16/07/2011
Aggie change de vie (M. FERDJOUKH)
« A droite, il y avait les éclats de voix qui venaient de l’auberge. »
Aggie a quatorze ans et vit de rapines, toujours flanquée de son fidèle ami Orin et de son chien, Mister Bone. A eux trois, ils ont un numéro d’escroquerie bien rôdé. Jusqu’à ce que les trois amis rencontrent Pemberton Rushworth, qui va proposer à Aggie de changer radicalement sa vie.
Drôle de roman que celui de Malika FERDJOUKH ! On y retrouve son univers et ses thèmes de prédilection favoris (l’amitié, l’entraide, la débrouillardise, la marginalité) mais mêlé à un réseau de références littéraires, très prégnant et cependant s’intégrant parfaitement à l’histoire. Il y a de l’Eliza Doolittle dans Aggie, même si l’histoire se déroule à Boston et non à Londres, que ce soit par son franc-parler ou par l’irruption d’un pygmalion…
Avec des personnages attachants, une intrigue joliment troussée, Malika FERDJOUKH propose avec ce roman une lecture aisée et pleine de rebondissements.

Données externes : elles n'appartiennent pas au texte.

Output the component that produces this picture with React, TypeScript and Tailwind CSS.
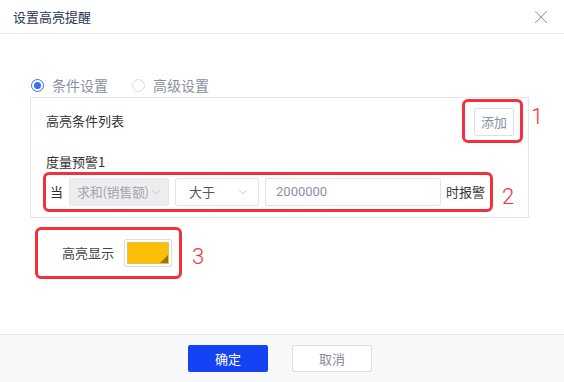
import React from 'react'
import { X, ChevronDown } from 'lucide-react'

function Radio({ checked, label }: { checked?: boolean; label: string }) {
  return (
    <label className="flex items-center gap-[8px] text-[14px] leading-[20px] text-[#8a8fa3]">
      <span
        className={
          checked
            ? 'flex h-[13px] w-[13px] items-center justify-center rounded-full border border-[#3d6ef5]'
            : 'flex h-[13px] w-[13px] items-center justify-center rounded-full border border-[#dcdde3]'
        }
      >
        {checked && <span className="h-[7px] w-[7px] rounded-full bg-[#3d6ef5]" />}
      </span>
      {label}
    </label>
  )
}

export default function App() {
  return (
    <div className="flex h-[382px] w-[564px] flex-col bg-white font-['Noto_Sans_CJK_SC',sans-serif] text-[13px] text-[#333]">
      {/* header */}
      <div className="flex h-[34px] shrink-0 items-center justify-between border-b border-[#e8e9ee] pl-[13px] pr-[12px]">
        <span className="text-[13px] text-[#2b3656]">设置高亮提醒</span>
        <X size={22} strokeWidth={1.1} className="text-[#9a9a9a]" />
      </div>

      {/* body */}
      <div className="flex-1 px-[30px] pt-[41px]">
        <div className="ml-[1px] flex items-center gap-[24px]">
          <Radio checked label="条件设置" />
          <Radio label="高级设置" />
        </div>

        <div className="mt-[2px] w-[499px] border border-[#e4e5eb] pb-[5px] pt-[1px]">
          <div className="flex items-center justify-between pl-[15px] pr-[5px]">
            <span className="text-[13px] text-[#333]">高亮条件列表</span>
            <div className="relative rounded-[6px] border-[3px] border-[#f2303e] pb-[4px] pl-[9px] pr-[6px] pt-[6px]">
              <button className="flex h-[28px] w-[40px] items-center justify-center rounded-[2px] border border-[#dedfe4] bg-white text-[13px] text-[#8890a6]">
                添加
              </button>
              <span className="absolute left-[calc(100%+11px)] top-[4px] font-['Roboto',sans-serif] text-[22px] font-light leading-none text-[#f2303e]">
                1
              </span>
            </div>
          </div>

          <div className="ml-[15px] mt-[10px] text-[13px] leading-[18px] text-[#333]">度量预警1</div>

          <div className="relative ml-[12px] mt-[1px] flex h-[40px] w-[450px] items-center gap-[6px] rounded-[6px] border-[3px] border-[#f2303e] pl-[4px]">
            <span className="text-[13px] text-[#333]">当</span>
            <div className="flex h-[28px] w-[100px] shrink-0 items-center justify-between rounded-[2px] border border-[#e6e7ea] bg-[#ededef] pl-[7px] pr-[7px] text-[13px] text-[#a2a4ac]">
              <span className="whitespace-nowrap tracking-[-0.3px]">求和(销售额)</span>
              <ChevronDown size={14} strokeWidth={1.3} className="shrink-0 text-[#b5b7bf]" />
            </div>
            <div className="flex h-[28px] w-[84px] shrink-0 items-center justify-between rounded-[2px] border border-[#e2e3e8] bg-white pl-[13px] pr-[8px] text-[13px] text-[#555]">
              <span>大于</span>
              <ChevronDown size={14} strokeWidth={1.3} className="text-[#b5b7bf]" />
            </div>
            <div className="flex h-[28px] w-[176px] shrink-0 items-center rounded-[2px] border border-[#e2e3e8] bg-white pl-[10px] font-['Roboto',sans-serif] text-[13px] text-[#8a90a8]">
              2000000
            </div>
            <span className="-ml-[1px] whitespace-nowrap text-[13px] text-[#333]">时报警</span>
            <span className="absolute left-[calc(100%+12px)] top-[11px] font-['Roboto',sans-serif] text-[22px] font-light leading-none text-[#f2303e]">
              2
            </span>
          </div>
        </div>

        <div className="relative ml-[5px] mt-[9px] flex h-[52px] w-[147px] items-center gap-[10px] rounded-[6px] border-[3px] border-[#f2303e] pl-[24px]">
          <span className="text-[13px] text-[#444]">高亮显示</span>
          <div className="h-[28px] w-[48px] rounded-[2px] border border-[#dcdee3] bg-white p-[2px]">
            <div className="relative h-full w-full border border-[#e0c060] bg-[#fcbf07]">
              <svg className="absolute bottom-0 right-0" width="8" height="8" viewBox="0 0 8 8">
                <polygon points="8,0 8,8 0,8" fill="#9a7406" />
              </svg>
            </div>
          </div>
          <span className="absolute left-[calc(100%+13px)] top-[16px] font-['Roboto',sans-serif] text-[22px] font-light leading-none text-[#f2303e]">
            3
          </span>
        </div>
      </div>

      {/* footer */}
      <div className="flex h-[48px] shrink-0 items-center justify-center gap-[24px] border-t border-[#e8e9ee] bg-[#f7f8fa] pr-[4px]">
        <button className="h-[27px] w-[80px] rounded-[2px] bg-[#1443f5] text-[13px] text-white">确定</button>
        <button className="h-[27px] w-[80px] rounded-[2px] border border-[#dcdde3] bg-white text-[13px] text-[#868b9e]">
          取消
        </button>
      </div>
    </div>
  )
}
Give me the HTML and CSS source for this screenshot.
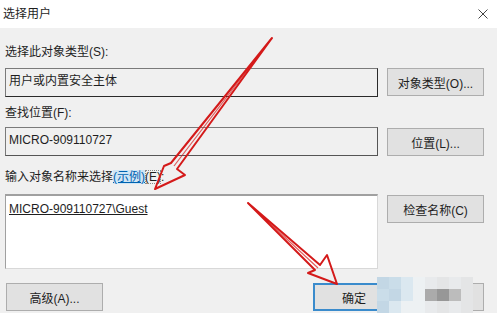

Et mention spéciale à la couverture, qui fleure bon l'enfance...
- Comment as-tu atterri chez les Hume ? interrogea-t-il à brûle-pourpoint.

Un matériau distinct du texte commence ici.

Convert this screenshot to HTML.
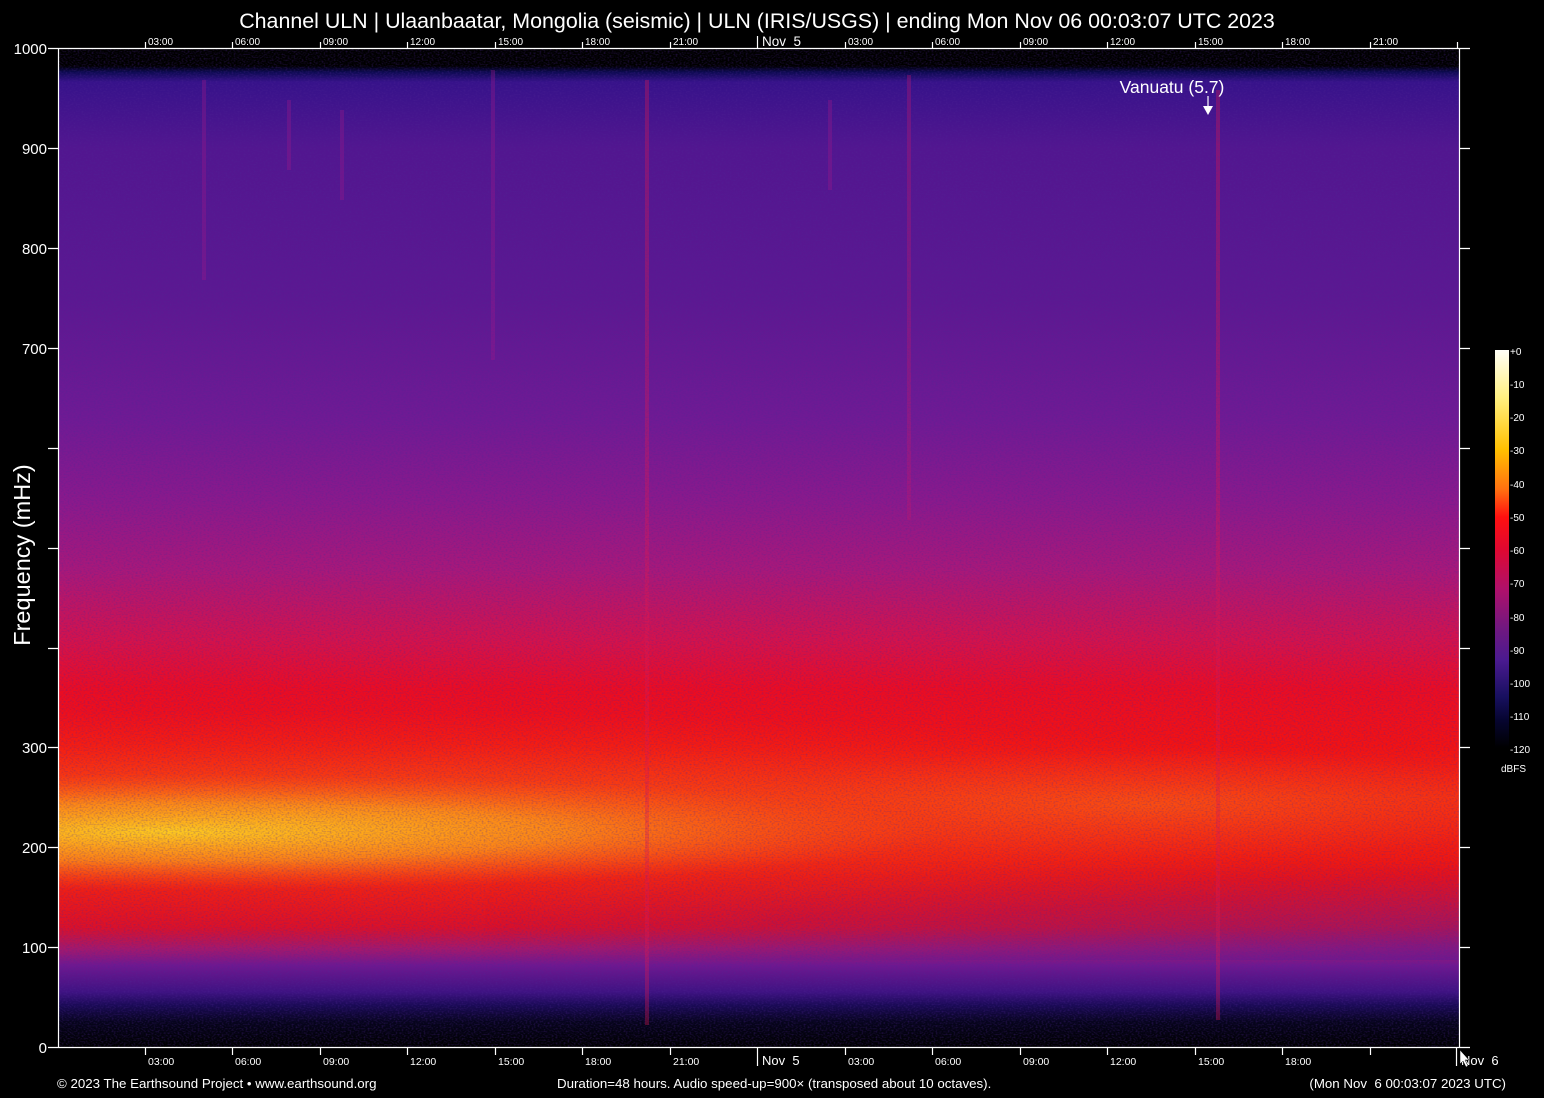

Elle plissa le front avec un bref arrêt de mastication.
- Comment qu’vous savez que c’est pas eux, mes parents ?
- Je me suis renseigné.
Entre pain, jambon et bouillon, elle raconta :
- Ils m’ont gardée à ma naissance. Ma mère, Ginnie Barrie, était servante chez eux. Ils la faisaient bosser dur. C’est Poodlespring, le laitier, qui m’a raconté. Même enceinte, elle devait laver la maison de haut en bas, les escaliers, la cour, porter les seaux… A l’accouchement, c’elle qui était lessivée ! L’avait plus de forces. C’est c’qu’il m’a raconté, Poodlespring. Alors,elle est morte, juste quand moi j’suis née, elle avait plus d’souffle…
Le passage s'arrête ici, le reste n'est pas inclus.